Tuesday, July 21, 2015

Cooling My Heels

OSCON 2015

I'd never thought to take that phrase suddenly:  "cooling my heels" -- what does it mean?  Deke, a long distance runner in his college years, a "track star" as we say, recommends submerging said heels in a bath of ice cold water.  I've been trying that, with just the one heel.

Also in the leg department:  Sarah the dog's have gotten rickety to where she can barely walk.  I have to help her up on her haunches, at which point she's able to teeter around.  She has an appetite.  Given I'm at home a lot, working, it's feasible to keep watch and monitor.

I'm due to see a certified M.D. in the near future, having heard Louis C.K.'s doc's prognosis already (a comedian, lots of Youtubes).

I've learned the "embed" tag's API allows for start and stop times i.e. one may excerpt using HTML.  My thanks to John Denker on PHYSLRNR (a listserv) for digging that up for me.  We'd been talking about how one "quotes" video (off-list).

I'm cooling my heels in another sense:  just hanging out "on the hallway track" as we call it, sitting quietly with other geeks, each submerged in a laptop.  Conversations carry on quietly around me.

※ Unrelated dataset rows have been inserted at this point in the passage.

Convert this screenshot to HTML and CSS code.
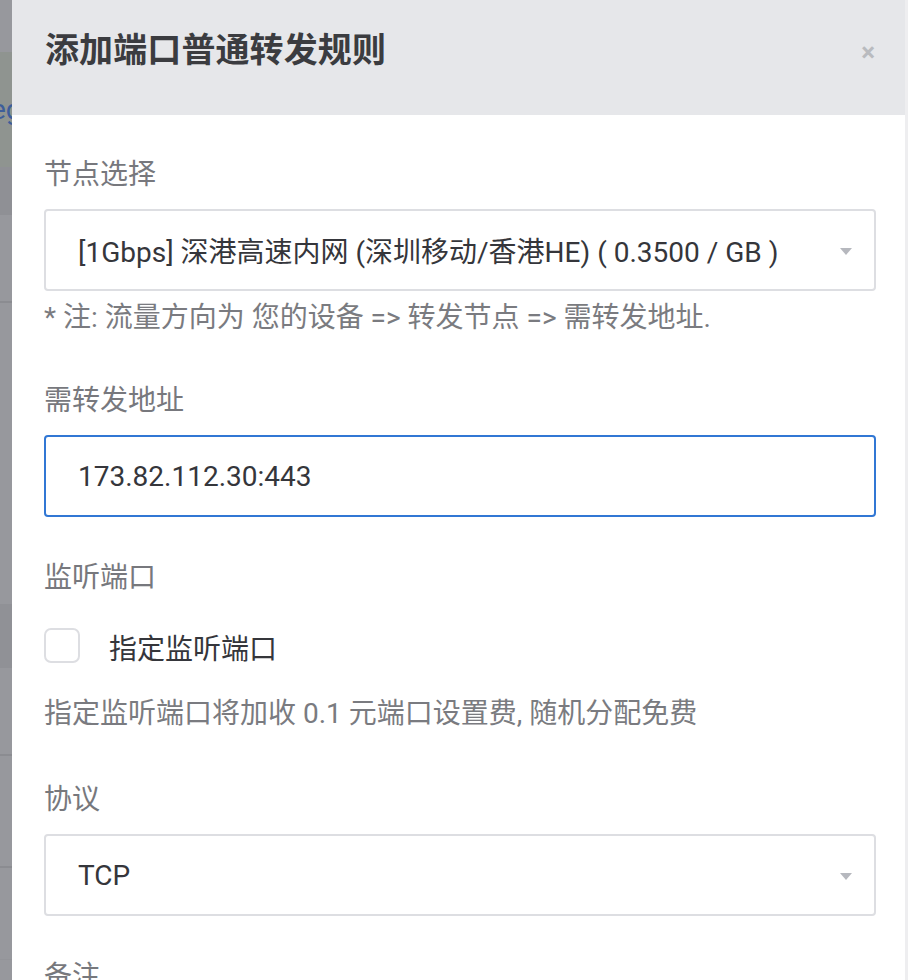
FILE: index.html
```html
<!DOCTYPE html>
<html lang="zh-CN">
<head>
<meta charset="utf-8">
<title>添加端口普通转发规则</title>
<link rel="stylesheet" href="styles.css">
</head>
<body>
<div class="screen">
  <div class="backdrop">
    <div class="bd-row r1"></div>
    <div class="bd-row r2"><span class="bd-text">eg</span></div>
    <div class="bd-row r3"></div>
    <div class="bd-row r4"></div>
    <div class="bd-row r5"></div>
    <div class="bd-row r6"></div>
    <div class="bd-row r7"></div>
    <div class="bd-row r8"></div>
    <div class="bd-row r9"></div>
    <div class="bd-row r10"></div>
  </div>
  <div class="modal">
    <div class="modal-header">
      <h1 class="modal-title">添加端口普通转发规则</h1>
      <span class="modal-close">×</span>
    </div>
    <div class="modal-body">
      <div class="label first">节点选择</div>
      <div class="field select">
        <span class="field-text">[1Gbps] 深港高速内网 (深圳移动/香港HE) ( 0.3500 / GB )</span>
        <span class="caret"></span>
      </div>
      <div class="note">* 注: 流量方向为 您的设备 =&gt; 转发节点 =&gt; 需转发地址.</div>

      <div class="label gap-note">需转发地址</div>
      <div class="field focused">
        <span class="field-text">173.82.112.30:443</span>
      </div>

      <div class="label gap-input">监听端口</div>
      <div class="check-row">
        <span class="checkbox"></span>
        <span class="check-text">指定监听端口</span>
      </div>
      <div class="help">指定监听端口将加收 0.1 元端口设置费, 随机分配免费</div>

      <div class="label gap-help">协议</div>
      <div class="field select">
        <span class="field-text">TCP</span>
        <span class="caret"></span>
      </div>

      <div class="label gap-input">备注</div>
    </div>
  </div>
  <div class="edge"></div>
</div>
</body>
</html>
```
FILE: styles.css
```css
* { box-sizing: border-box; }

html, body {
  margin: 0;
  padding: 0;
  height: 980px;
  overflow: hidden;
  background: #97989d;
  font-family: Roboto, "Noto Sans CJK SC", sans-serif;
}

.screen {
  display: flex;
  height: 980px;
}

.backdrop {
  width: 12px;
  flex: none;
  display: flex;
  flex-direction: column;
  overflow: hidden;
}

.bd-row { flex: none; background: #97989d; }
.r1 { height: 52px; }
.r2 { height: 115px; background: #8f9490; display: flex; align-items: center; overflow: hidden; }
.r3 { height: 48px; background: #8f9095; }
.r4 { height: 88px; border-bottom: 2px solid #8b8c91; }
.r5 { height: 301px; }
.r6 { height: 64px; background: #909196; }
.r7 { height: 88px; border-bottom: 2px solid #8b8c91; }
.r8 { height: 112px; border-bottom: 2px solid #8b8c91; }
.r9 { height: 92px; border-bottom: 1px solid #939499; }
.r10 { flex: 1; }

.bd-text {
  font-size: 28px;
  color: #3d5d9a;
  margin-left: -9px;
  line-height: 1;
  white-space: nowrap;
}

.modal {
  width: 893px;
  flex: none;
  background: #ffffff;
  display: flex;
  flex-direction: column;
}

.edge {
  flex: 1;
  background: #eeeef0;
}

.modal-header {
  height: 115px;
  flex: none;
  background: #e6e7ea;
  display: flex;
  align-items: center;
  justify-content: space-between;
  padding: 0 30px 0 33px;
}

.modal-title {
  margin: 0 0 20px 0;
  font-size: 34px;
  font-weight: 700;
  color: #3b3c40;
  letter-spacing: 0.1px;
}

.modal-close {
  font-size: 26px;
  font-weight: 700;
  color: #b9bbbf;
  line-height: 1;
  margin-top: -12px;
}

.modal-body {
  padding: 42px 29px 0 32px;
}

.label {
  font-size: 28px;
  line-height: 36px;
  color: #77787d;
}

.label.gap-note { margin-top: 47px; }
.label.gap-input { margin-top: 43px; }
.label.gap-help { margin-top: 50px; }

.field {
  margin-top: 16px;
  height: 82px;
  border: 2px solid #dddee2;
  border-radius: 4px;
  display: flex;
  align-items: center;
  justify-content: space-between;
  padding: 0 22px 0 32px;
}

.field.focused {
  border-color: #3177d4;
}

.field-text {
  font-size: 28px;
  color: #35363b;
  white-space: nowrap;
}

.caret {
  width: 0;
  height: 0;
  border-left: 6px solid transparent;
  border-right: 6px solid transparent;
  border-top: 7px solid #b6b8be;
  margin-top: 2px;
}

.note {
  margin-top: 9px;
  font-size: 28px;
  line-height: 36px;
  color: #7a7b80;
}

.check-row {
  margin-top: 31px;
  display: flex;
  align-items: center;
  height: 36px;
}

.checkbox {
  width: 36px;
  height: 35px;
  border: 2px solid #dddee2;
  border-radius: 7px;
  flex: none;
}

.check-text {
  margin-left: 29px;
  font-size: 28px;
  color: #35363b;
  margin-top: 3px;
}

.help {
  margin-top: 33px;
  font-size: 28px;
  line-height: 36px;
  color: #7a7b80;
}
```
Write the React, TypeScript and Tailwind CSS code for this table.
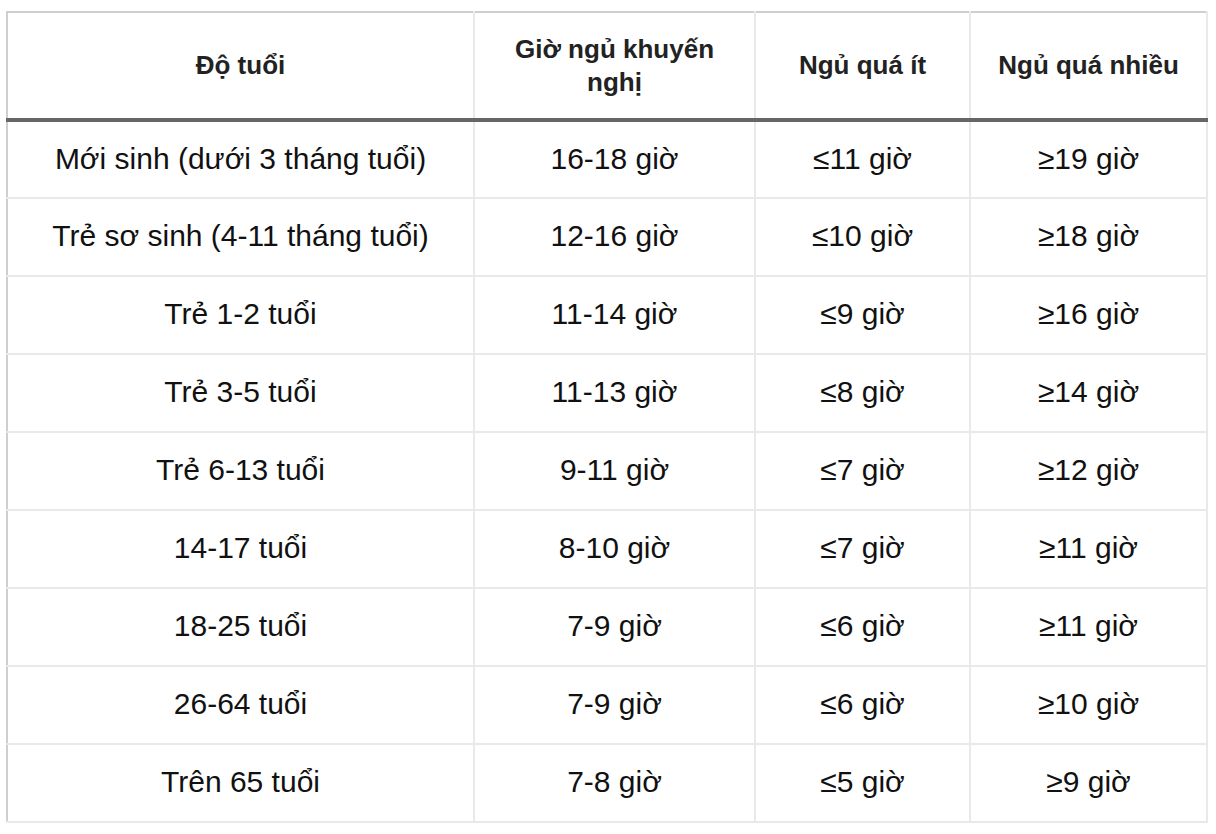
const HEADERS = ['Độ tuổi', 'Giờ ngủ khuyến nghị', 'Ngủ quá ít', 'Ngủ quá nhiều'];

const ROWS: [string, string, string, string][] = [
  ['Mới sinh (dưới 3 tháng tuổi)', '16-18 giờ', '≤11 giờ', '≥19 giờ'],
  ['Trẻ sơ sinh (4-11 tháng tuổi)', '12-16 giờ', '≤10 giờ', '≥18 giờ'],
  ['Trẻ 1-2 tuổi', '11-14 giờ', '≤9 giờ', '≥16 giờ'],
  ['Trẻ 3-5 tuổi', '11-13 giờ', '≤8 giờ', '≥14 giờ'],
  ['Trẻ 6-13 tuổi', '9-11 giờ', '≤7 giờ', '≥12 giờ'],
  ['14-17 tuổi', '8-10 giờ', '≤7 giờ', '≥11 giờ'],
  ['18-25 tuổi', '7-9 giờ', '≤6 giờ', '≥11 giờ'],
  ['26-64 tuổi', '7-9 giờ', '≤6 giờ', '≥10 giờ'],
  ['Trên 65 tuổi', '7-8 giờ', '≤5 giờ', '≥9 giờ'],
];

export default function App() {
  return (
    <div className="min-h-screen bg-white pl-[6px] pt-[11px] font-['Liberation_Sans',Arial,sans-serif]">
      <table className="w-[1200px] table-fixed border-collapse border-t-2 border-l-2 border-t-[#cfcfcf] border-l-[#cfcfcf]">
        <colgroup>
          <col className="w-[467px]" />
          <col className="w-[281px]" />
          <col className="w-[215px]" />
          <col className="w-[237px]" />
        </colgroup>
        <thead>
          <tr className="h-[108px] border-b-4 border-b-[#666666]">
            {HEADERS.map((h) => (
              <th
                key={h}
                className="border-2 border-t-0 border-l-0 border-[#e9e9e9] border-b-[#666666] px-5 text-center align-middle text-[26px] leading-[33px] font-bold text-[#222222]"
              >
                {h}
              </th>
            ))}
          </tr>
        </thead>
        <tbody>
          {ROWS.map((row) => (
            <tr key={row[0]} className="h-[78px]">
              {row.map((cell, i) => (
                <td
                  key={i}
                  className="border-2 border-t-0 border-l-0 border-[#e9e9e9] px-5 pb-[2px] text-center align-middle text-[30px] leading-[36px] text-[#111111]"
                >
                  {cell}
                </td>
              ))}
            </tr>
          ))}
        </tbody>
      </table>
    </div>
  );
}
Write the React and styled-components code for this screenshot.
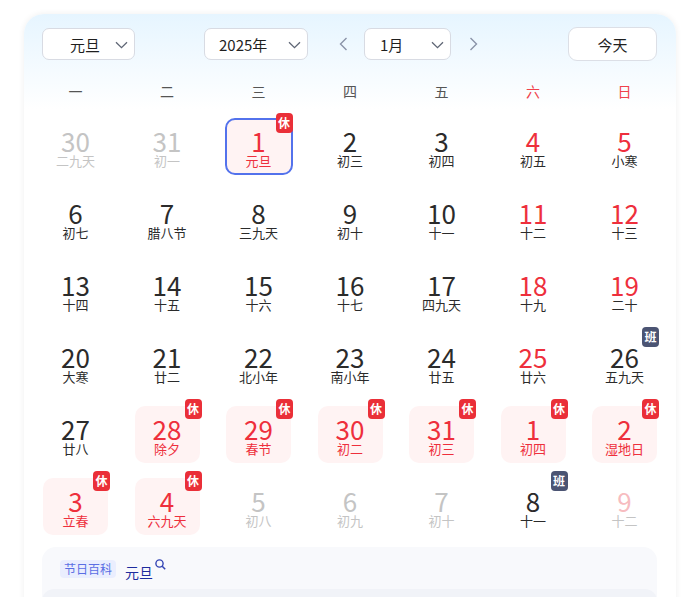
import React from "react";
import styled, { createGlobalStyle } from "styled-components";

const GlobalStyle = createGlobalStyle`
  body {
    margin: 0;
    background: #fff;
    font-family: "Noto Sans CJK SC", "Noto Sans", sans-serif;
  }
`;

// [日期, 农历, 类型, 角标, 选中]
const days = [
  ["30", "二九天", "other"],
  ["31", "初一", "other"],
  ["1", "元旦", "holiday", "休", true],
  ["2", "初三"],
  ["3", "初四"],
  ["4", "初五", "weekend"],
  ["5", "小寒", "weekend"],
  ["6", "初七"],
  ["7", "腊八节"],
  ["8", "三九天"],
  ["9", "初十"],
  ["10", "十一"],
  ["11", "十二", "weekend"],
  ["12", "十三", "weekend"],
  ["13", "十四"],
  ["14", "十五"],
  ["15", "十六"],
  ["16", "十七"],
  ["17", "四九天"],
  ["18", "十九", "weekend"],
  ["19", "二十", "weekend"],
  ["20", "大寒"],
  ["21", "廿二"],
  ["22", "北小年"],
  ["23", "南小年"],
  ["24", "廿五"],
  ["25", "廿六", "weekend"],
  ["26", "五九天", "", "班"],
  ["27", "廿八"],
  ["28", "除夕", "holiday", "休"],
  ["29", "春节", "holiday", "休"],
  ["30", "初二", "holiday", "休"],
  ["31", "初三", "holiday", "休"],
  ["1", "初四", "holiday", "休"],
  ["2", "湿地日", "holiday", "休"],
  ["3", "立春", "holiday", "休"],
  ["4", "六九天", "holiday", "休"],
  ["5", "初八", "other"],
  ["6", "初九", "other"],
  ["7", "初十", "other"],
  ["8", "十一", "", "班"],
  ["9", "十二", "otherWeekend"],
];

const weekdays = ["一", "二", "三", "四", "五", "六", "日"];

const numColor = {
  "": "#2b2b2b",
  weekend: "#ee2f3c",
  holiday: "#ee2f3c",
  other: "#c4c4c4",
  otherWeekend: "#f7bcc0",
};
const lunarColor = {
  "": "#2b2b2b",
  weekend: "#2b2b2b",
  holiday: "#ee2f3c",
  other: "#c4c4c4",
  otherWeekend: "#c4c4c4",
};

const Chevron = () => (
  <svg width="13" height="8" viewBox="0 0 13 8" fill="none">
    <path d="M1 1.2L6.5 6.6L12 1.2" stroke="#5f6675" strokeWidth="1.3" />
  </svg>
);

const Arrow = ({ dir }) => (
  <svg width="9" height="14" viewBox="0 0 9 14" fill="none">
    <path
      d={dir === "left" ? "M7.5 1L1.5 7L7.5 13" : "M1.5 1L7.5 7L1.5 13"}
      stroke="#8a93a8"
      strokeWidth="1.4"
    />
  </svg>
);

const SearchIcon = () => (
  <svg width="11" height="11" viewBox="0 0 11 11" fill="none">
    <circle cx="4.5" cy="4.5" r="3.6" stroke="#3344b4" strokeWidth="1.4" />
    <path d="M7.2 7.2L10.2 10.2" stroke="#3344b4" strokeWidth="1.5" />
  </svg>
);

const App = () => {
  return (
    <>
      <GlobalStyle />
      <Card>
        <Header>
          <Select width={93} padLeft={27}>
            <span>元旦</span>
            <Chevron />
          </Select>
          <MidGroup>
            <Select width={104} padLeft={14}>
              <span>2025年</span>
              <Chevron />
            </Select>
            <ArrowBtn gap={27}>
              <Arrow dir="left" />
            </ArrowBtn>
            <Select width={87} padLeft={15} gap={13}>
              <span>1月</span>
              <Chevron />
            </Select>
            <ArrowBtn gap={14}>
              <Arrow dir="right" />
            </ArrowBtn>
          </MidGroup>
          <TodayBtn>今天</TodayBtn>
        </Header>

        <WeekRow>
          {weekdays.map((w, i) => (
            <WeekLabel key={w} red={i >= 5}>
              {w}
            </WeekLabel>
          ))}
        </WeekRow>

        <DayGrid>
          {days.map(([num, lunar, kind = "", badge, selected], i) => (
            <DayCell key={i} holiday={kind === "holiday"} selected={selected}>
              <DayNum color={numColor[kind]}>{num}</DayNum>
              <Lunar color={lunarColor[kind]}>{lunar}</Lunar>
              {badge && <Badge work={badge === "班"}>{badge}</Badge>}
            </DayCell>
          ))}
        </DayGrid>

        <InfoPanel>
          <InfoRow>
            <Tag>节日百科</Tag>
            <FestName>元旦</FestName>
            <SearchMark>
              <SearchIcon />
            </SearchMark>
          </InfoRow>
          <InnerPanel />
        </InfoPanel>
      </Card>
    </>
  );
};

export default App;

const Card = styled.div`
  margin: 14px 0 0 24px;
  width: 652px;
  min-height: 620px;
  box-sizing: border-box;
  padding: 13px 19px 0 18px;
  border-radius: 20px 20px 0 0;
  background: linear-gradient(180deg, #e6f5ff 0, #ffffff 95px);
  box-shadow: 0 0 6px rgba(0, 0, 0, 0.07);
`;

const Header = styled.div`
  display: flex;
  align-items: center;
  height: 34px;
`;

const MidGroup = styled.div`
  display: flex;
  align-items: center;
  margin-left: 69px;
`;

const Select = styled.div`
  width: ${props => props.width}px;
  height: 32px;
  box-sizing: border-box;
  display: flex;
  align-items: center;
  justify-content: space-between;
  margin-left: ${props => props.gap || 0}px;
  padding: 0 6px 0 ${props => props.padLeft}px;
  background: #fff;
  border: 1px solid #d8dbe3;
  border-radius: 7px;
  font-size: 15px;
  color: #1f1f1f;
  svg {
    margin-top: 1px;
  }
`;

const ArrowBtn = styled.div`
  width: 16px;
  height: 20px;
  display: flex;
  align-items: center;
  justify-content: center;
  margin-left: ${props => props.gap}px;
`;

const TodayBtn = styled.div`
  margin-left: auto;
  width: 89px;
  height: 34px;
  box-sizing: border-box;
  display: flex;
  align-items: center;
  justify-content: center;
  background: #fff;
  border: 1px solid #dcdfe6;
  border-radius: 9px;
  font-size: 15px;
  color: #1f1f1f;
`;

const WeekRow = styled.div`
  display: grid;
  grid-template-columns: repeat(7, 1fr);
  column-gap: 26.5px;
  margin: 20px 0 0 1px;
`;

const WeekLabel = styled.div`
  height: 20px;
  line-height: 20px;
  text-align: center;
  font-size: 14px;
  color: ${props => (props.red ? "#f0424c" : "#555")};
`;

const DayGrid = styled.div`
  display: grid;
  grid-template-columns: repeat(7, 1fr);
  column-gap: 26.5px;
  row-gap: 15px;
  margin: 17px 0 0 1px;
`;

const DayCell = styled.div`
  position: relative;
  height: 57px;
  box-sizing: border-box;
  display: flex;
  flex-direction: column;
  align-items: center;
  padding-top: ${props => (props.selected ? 7.5 : 9.5)}px;
  border-radius: 10px;
  background: ${props => (props.holiday ? "#fff3f3" : "transparent")};
  border: ${props => (props.selected ? "2px solid #5372ec" : "none")};
  ${props => props.selected && "margin: 0 -1.5px;"}
`;

const DayNum = styled.div`
  font-size: 26px;
  line-height: 26px;
  color: ${props => props.color};
`;

const Lunar = styled.div`
  font-size: 13px;
  line-height: 13px;
  color: ${props => props.color};
  white-space: nowrap;
`;

const Badge = styled.div`
  position: absolute;
  top: -7px;
  right: -2px;
  width: 17px;
  height: 20px;
  border-radius: 4px;
  background: ${props => (props.work ? "#4b5473" : "#ea2f38")};
  color: #fff;
  font-size: 12px;
  font-weight: 700;
  line-height: 20px;
  text-align: center;
`;

const InfoPanel = styled.div`
  margin-top: 12px;
  background: #f8f9fc;
  border-radius: 14px 14px 0 0;
  padding: 13px 0 0;
`;

const InfoRow = styled.div`
  display: flex;
  align-items: flex-start;
  padding-left: 18px;
  height: 29px;
`;

const Tag = styled.div`
  height: 18px;
  line-height: 18px;
  padding: 0 4px;
  border-radius: 4px;
  background: #eaeefe;
  color: #5a6ee4;
  font-size: 12px;
`;

const FestName = styled.div`
  margin: 3px 0 0 9px;
  font-size: 14px;
  line-height: 18px;
  color: #1d2c9e;
`;

const SearchMark = styled.div`
  margin: -1px 0 0 2px;
  line-height: 0;
`;

const InnerPanel = styled.div`
  height: 40px;
  background: #f1f3f8;
  border-radius: 12px 12px 0 0;
`;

Most geeks are in their tutorials, but given dog care duties and yakking with Carol and Lindsey, I opted to join the hallway track on the ramp up to lunch, blogging and managing my queues.  I'm wearing my O'Reilly School of Technology T-shirt, bright red, with name badge to match, with the black Stetson, just to add a touch of West Region (or West Zone or whatever it is).

Having my Fujifilm XQ-1 back is fun, as I zip around snapping some great angles in a quiet period, the lull before the storm.  A large influx occurs on Wednesday after the optional two days of tutorials on Monday and Tuesday.  These tutorials are a professional investment for many present i.e. that Docker tutorial I attended yesterday will for some be a springboard to future professional development work.

Thoughts of professional development bring me back to Quaker business, and the conference I just came from in Spokane (at Whitworth University), and the emerging possibilities for some positive synergy twixt the Friends and geekdom.

Earlham College is already a recognized center of excellence in computer science, for undergrads and eclectic types especially (the emphasis is undergraduate education at that school, similar to Princeton in that respect).  A dockerized Python + Neo4j core designed to help a Monthly Meeting self-manage its affairs might be a fun pilot project, already embarked upon for all I know (my stirring the pot does not amount to a "project" yet, minus any shared repository).

The thing about Quakerism as a worthy target for textbook CS projects is they have so many moving parts yet a logical order, amenable to both SQL and no-SQL based treatments.

For example, every Monthly Meeting has its Standing and Ad Hoc Committees of rotating membership, often with staggered (partially overlapping) terms, each with clerks and recording clerks, cross-enrollment ex oficio and so on, with regional structures to boot.

That's a lot to graph, beyond a mere flat file listing filtered on tags.

I've been emphasizing Unicode aspects of the design on our NPYM IT discussion list (a Google Group).  A visiting delegation sporting name badges outside of Latin-1 could have phoneticized English for local consumption.  The badge wearer may choose double-sided, just Cyrillic, or whatever.

I updated Sam Lanahan by email this morning, about David Koski's finally finding another explorer showing up in the same ballpark of phi-scaled tetrahedrons and their many assemblies, including with details of Holding It Together (a tension-compression sculpture).

I've pointed the Coffee Shops Network blog in that direction, linking to both the Grayham Forscutt video and a recent summary of explorations within the Concentric Hierarchy of Synergetics fame.

Once again I found myself at a Pythonista lunch table reminiscing with an old hand about the heady days of Zope and Plone. Both these open source projects have served as valuable opportunities for talented coders to evolve the technology of the Object Database as a breed.